We began preparing a new digital encoding of the novel Frankenstein by returning to its first online text in Stuart Curran’s and Jack Lynch’s Pennsylvania Electronic Edition. That hypertext edition represented groundbreaking digital scholarship in the era of web 1.0, by deploying an interface for reading the 1818 and 1831 texts in juxtaposed parallel texts, using HTML frames now deprecated by the Worldwide Web Consortium. That edition prepared the novel in hundreds of distinct HTML files, representing a few paragraphs at a time to provide its comparison view of the 1818 and 1831 editions. The Pennsylvania Electronic Edition also gathered many hundreds of files of context, including editions of related poems like “The Witch of Atlas” and “The Revolt of Islam” together with scholarly articles, maps, glosses and annotations.

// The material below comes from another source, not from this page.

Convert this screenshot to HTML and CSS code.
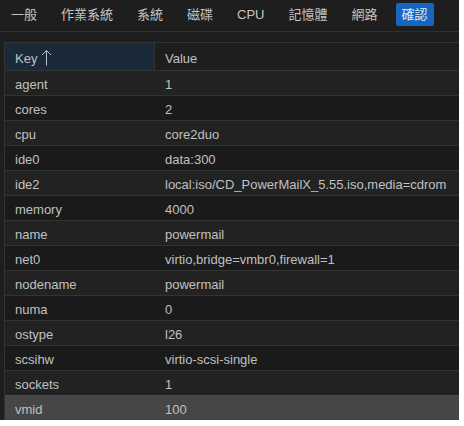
FILE: index.html
```html
<!DOCTYPE html>
<html lang="zh-Hant">
<head>
  <meta charset="UTF-8">
  <meta name="viewport" content="width=device-width, initial-scale=1.0">
  <title>確認</title>
  <link rel="stylesheet" href="styles.css">
</head>
<body>
  <div class="wizard">
    <div class="tabs">
      <div class="tab">一般</div>
      <div class="tab">作業系統</div>
      <div class="tab">系統</div>
      <div class="tab">磁碟</div>
      <div class="tab">CPU</div>
      <div class="tab">記憶體</div>
      <div class="tab">網路</div>
      <div class="tab active">確認</div>
    </div>

    <div class="grid">
      <div class="grid-head">
        <div class="col-key sorted">Key
          <svg class="arrow" width="11" height="17" viewBox="0 0 11 17">
            <path d="M5.5 1.5V16.5M1 6L5.5 1.5L10 6" fill="none" stroke="#b4bcc4" stroke-width="1"/>
          </svg>
        </div>
        <div class="col-value">Value</div>
      </div>
      <div class="row"><div class="col-key">agent</div><div class="col-value">1</div></div>
      <div class="row"><div class="col-key">cores</div><div class="col-value">2</div></div>
      <div class="row"><div class="col-key">cpu</div><div class="col-value">core2duo</div></div>
      <div class="row"><div class="col-key">ide0</div><div class="col-value">data:300</div></div>
      <div class="row"><div class="col-key">ide2</div><div class="col-value">local:iso/CD_PowerMailX_5.55.iso,media=cdrom</div></div>
      <div class="row"><div class="col-key">memory</div><div class="col-value">4000</div></div>
      <div class="row"><div class="col-key">name</div><div class="col-value">powermail</div></div>
      <div class="row"><div class="col-key">net0</div><div class="col-value">virtio,bridge=vmbr0,firewall=1</div></div>
      <div class="row"><div class="col-key">nodename</div><div class="col-value">powermail</div></div>
      <div class="row"><div class="col-key">numa</div><div class="col-value">0</div></div>
      <div class="row"><div class="col-key">ostype</div><div class="col-value">l26</div></div>
      <div class="row"><div class="col-key">scsihw</div><div class="col-value">virtio-scsi-single</div></div>
      <div class="row"><div class="col-key">sockets</div><div class="col-value">1</div></div>
      <div class="row selected"><div class="col-key">vmid</div><div class="col-value">100</div></div>
    </div>
  </div>
</body>
</html>
```

FILE: styles.css
```css
body {
  margin: 0;
  background-color: #ffffff;
  font-family: "Liberation Sans", "Noto Sans CJK TC", sans-serif;
  font-size: 13px;
  color: #c0c0c0;
}
.wizard {
  width: 459px;
  height: 420px;
  overflow: hidden;
  background-color: #1e1e1e;
}
.tabs {
  display: flex;
  gap: 12px;
  height: 32px;
  padding: 3px 0 0 5px;
  box-sizing: border-box;
  border-bottom: 1px solid #303030;
}
.tab {
  height: 23px;
  line-height: 23px;
  padding: 0 6px;
  border-radius: 2px;
  color: #c4c4c4;
}
.tab.active {
  background-color: #1766c2;
  color: #e4ecf6;
}
.grid {
  margin: 10px 0 0 4px;
  border-left: 1px solid #333333;
  border-top: 1px solid #333333;
}
.grid-head,
.row {
  display: flex;
  border-bottom: 1px solid #333333;
}
.grid-head {
  height: 27px;
}
.grid-head > div {
  padding-top: 4px;
  line-height: 23px;
}
.row {
  height: 24px;
  background-color: #222222;
}
.row > div {
  padding-top: 4px;
  line-height: 20px;
}
.row:nth-of-type(odd) {
  background-color: #1a1a1a;
}
.row.selected {
  background-color: #454545;
  background-image: radial-gradient(#4d4d4d 0.6px, transparent 0.8px);
  background-size: 3px 3px;
  border-top: 1px solid #4a4a4a;
  margin-top: -1px;
}
.col-key {
  width: 150px;
  padding-left: 10px;
  box-sizing: border-box;
}
.col-value {
  flex: 1;
  padding-left: 10px;
  white-space: nowrap;
}
.grid-head .col-key {
  display: flex;
  align-items: center;
  gap: 4px;
  padding-top: 3px;
  border-right: 1px solid #333333;
}
.sorted {
  background-color: #1b2a38;
}
.arrow {
  margin-top: -2px;
}
```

The Pennsylvania Electronic Edition was partially curated by Romantic Circles in a version of TEI, the XML language of the Text Encoding Initiative recommended for sustainable transfer and long-range storage of digital editions. According to Neil Fraistat, the HTML publication of the 1818 and 1831 editions has become Romantic Circles’ most-visited site. However, the HTML “skeleton” of the Pennsylvania Electronic Edition posed a serious problem to convert to TEI, and the TEI first produced from the HTML consisted of minimal TEI renderings of HTML tags – mainly presentational rather than semantic markup. Though the TEI provides critical apparatus markup for storing alternate versions of passages and for storing multiple editions in a single XML document, the first TEI edition of Frankenstein for Romantic Circles preserved the 1818 and 1831 texts in separate documents. A representation of the texts in comparison appears via Juxta Commons, but there are problems with the differentiation of long texts using the Juxta algorithm.

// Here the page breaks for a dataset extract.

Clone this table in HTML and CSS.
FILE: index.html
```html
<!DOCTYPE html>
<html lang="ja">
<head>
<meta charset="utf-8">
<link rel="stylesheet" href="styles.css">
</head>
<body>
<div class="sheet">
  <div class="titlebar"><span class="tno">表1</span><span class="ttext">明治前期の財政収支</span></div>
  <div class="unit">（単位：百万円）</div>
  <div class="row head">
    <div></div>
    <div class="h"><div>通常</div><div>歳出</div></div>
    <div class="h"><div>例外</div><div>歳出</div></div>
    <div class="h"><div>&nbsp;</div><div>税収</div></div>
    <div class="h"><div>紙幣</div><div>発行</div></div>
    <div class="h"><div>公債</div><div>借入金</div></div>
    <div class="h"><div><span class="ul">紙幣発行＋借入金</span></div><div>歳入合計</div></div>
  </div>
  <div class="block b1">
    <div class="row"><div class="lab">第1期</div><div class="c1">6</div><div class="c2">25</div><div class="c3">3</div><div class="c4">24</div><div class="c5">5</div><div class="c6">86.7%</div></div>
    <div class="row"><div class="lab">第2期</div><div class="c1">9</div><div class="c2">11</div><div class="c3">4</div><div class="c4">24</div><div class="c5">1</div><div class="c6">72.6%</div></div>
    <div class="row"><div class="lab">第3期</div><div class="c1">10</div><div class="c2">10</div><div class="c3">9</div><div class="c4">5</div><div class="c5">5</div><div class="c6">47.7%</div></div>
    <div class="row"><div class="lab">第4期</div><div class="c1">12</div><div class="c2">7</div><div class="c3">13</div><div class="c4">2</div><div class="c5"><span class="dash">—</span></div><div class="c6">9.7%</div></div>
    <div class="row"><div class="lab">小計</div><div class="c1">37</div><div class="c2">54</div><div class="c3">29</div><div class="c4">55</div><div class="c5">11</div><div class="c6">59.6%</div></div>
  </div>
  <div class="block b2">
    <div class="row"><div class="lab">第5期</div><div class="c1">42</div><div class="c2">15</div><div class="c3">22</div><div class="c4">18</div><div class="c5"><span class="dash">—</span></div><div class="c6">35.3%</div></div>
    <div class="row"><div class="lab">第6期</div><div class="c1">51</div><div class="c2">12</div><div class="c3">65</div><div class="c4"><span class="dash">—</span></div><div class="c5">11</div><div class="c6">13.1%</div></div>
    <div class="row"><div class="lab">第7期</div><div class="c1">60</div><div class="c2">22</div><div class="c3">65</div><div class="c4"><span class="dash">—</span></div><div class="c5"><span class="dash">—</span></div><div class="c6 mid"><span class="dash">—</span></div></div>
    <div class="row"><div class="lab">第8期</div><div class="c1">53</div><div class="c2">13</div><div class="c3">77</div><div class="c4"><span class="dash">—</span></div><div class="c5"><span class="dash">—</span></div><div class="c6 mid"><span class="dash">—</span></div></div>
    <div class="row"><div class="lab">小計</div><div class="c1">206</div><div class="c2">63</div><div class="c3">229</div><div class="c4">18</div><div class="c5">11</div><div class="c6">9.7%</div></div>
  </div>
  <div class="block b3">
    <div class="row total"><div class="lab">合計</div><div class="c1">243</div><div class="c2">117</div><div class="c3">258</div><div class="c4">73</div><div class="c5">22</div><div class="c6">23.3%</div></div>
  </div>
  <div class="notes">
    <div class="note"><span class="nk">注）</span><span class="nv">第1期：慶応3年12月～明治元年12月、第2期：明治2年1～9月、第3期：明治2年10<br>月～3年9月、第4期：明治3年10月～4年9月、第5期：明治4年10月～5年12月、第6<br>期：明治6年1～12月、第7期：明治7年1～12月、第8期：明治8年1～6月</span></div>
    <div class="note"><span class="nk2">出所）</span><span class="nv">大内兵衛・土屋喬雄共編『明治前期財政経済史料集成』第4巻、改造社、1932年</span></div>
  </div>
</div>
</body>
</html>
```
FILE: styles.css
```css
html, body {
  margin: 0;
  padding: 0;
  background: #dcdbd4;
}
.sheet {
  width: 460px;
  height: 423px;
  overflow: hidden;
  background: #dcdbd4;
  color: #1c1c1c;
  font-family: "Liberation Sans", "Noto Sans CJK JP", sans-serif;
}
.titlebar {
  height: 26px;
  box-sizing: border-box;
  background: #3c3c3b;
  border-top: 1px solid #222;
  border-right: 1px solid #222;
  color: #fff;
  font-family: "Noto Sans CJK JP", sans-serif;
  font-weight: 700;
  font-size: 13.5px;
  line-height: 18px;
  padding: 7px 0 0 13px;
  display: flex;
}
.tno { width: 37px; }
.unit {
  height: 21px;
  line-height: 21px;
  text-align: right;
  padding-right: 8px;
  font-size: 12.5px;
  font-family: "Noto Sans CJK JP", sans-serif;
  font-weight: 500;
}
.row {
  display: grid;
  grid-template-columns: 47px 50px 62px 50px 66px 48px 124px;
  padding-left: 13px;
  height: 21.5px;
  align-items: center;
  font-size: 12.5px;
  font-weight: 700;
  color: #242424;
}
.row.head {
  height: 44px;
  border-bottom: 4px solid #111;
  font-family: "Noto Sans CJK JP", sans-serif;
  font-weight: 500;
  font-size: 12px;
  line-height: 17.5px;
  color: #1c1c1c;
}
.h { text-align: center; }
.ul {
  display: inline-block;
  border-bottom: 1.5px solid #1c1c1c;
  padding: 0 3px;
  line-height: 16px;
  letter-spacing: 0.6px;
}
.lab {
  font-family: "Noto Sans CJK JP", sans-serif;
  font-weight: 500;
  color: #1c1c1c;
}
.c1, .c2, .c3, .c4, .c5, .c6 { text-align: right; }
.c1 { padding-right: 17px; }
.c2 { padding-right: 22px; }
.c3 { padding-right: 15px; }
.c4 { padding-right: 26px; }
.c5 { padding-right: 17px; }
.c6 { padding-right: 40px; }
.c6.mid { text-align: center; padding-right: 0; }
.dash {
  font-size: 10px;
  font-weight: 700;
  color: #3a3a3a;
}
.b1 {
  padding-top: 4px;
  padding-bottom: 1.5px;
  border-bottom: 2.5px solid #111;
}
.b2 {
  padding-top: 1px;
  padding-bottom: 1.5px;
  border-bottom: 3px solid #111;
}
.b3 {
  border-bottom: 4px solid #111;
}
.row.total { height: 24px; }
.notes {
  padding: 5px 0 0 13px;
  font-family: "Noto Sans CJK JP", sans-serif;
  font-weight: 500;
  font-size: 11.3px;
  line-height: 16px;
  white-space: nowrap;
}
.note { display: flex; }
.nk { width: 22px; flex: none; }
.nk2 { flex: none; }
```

Our work on the project has involved returning to the code of Curran’s and Lynch’s electronic editions of the 1818 and 1831 texts, and converting its HTML tags into simple XML marking the structure of the document. (Click here for details.) New with our Variorum is a text-based digital edition of the 1823 publication supervised by William Godwin, the first edition to show Mary Wollstonecraft Shelley’s name on the title page. We prepared this plain text edition from OCR of the 1823 edition, derived via ABBYY Finereader, and formatted like our plain texts of the 1818 and 1823. Throughout this process we have been correcting our new and restored digital texts against photo facsimiles of the originals.

We then prepared all editions to be compared with one another with computer-aided collation. To create the TEI variorum, we prepared all the print editions with the same XML elements, and then we “flattened” those elements as self-closing milestone markers for collation, because the collation process needs to be able to locate alterations that collapse or open up new paragraphs and chapters. We similarly flattened the markup of the Shelley-Godwin archive texts, and we wrote an algorithm in Python to exclude page surface and line markers from the collation, because our process compares what we think of as semantic structures; thus, the paragraphing, the chapter, the volume boundaries matter where the page boundaries and lineation do not. When the editions are thus prepared in comparable “flat” XML, we process them with CollateX, which locates the points of variance (or “deltas”) and outputs these in TEI XML critical apparatus markup. We have devised a structure that we think of as the “spine” of the edition created from the TEI critical apparatus to point to specific locations in the manuscript notebooks. This provides a way to link a reading interface of the novel that highlights “hotspots” of variance in the print edition and that links into relevant passages in the Notebooks.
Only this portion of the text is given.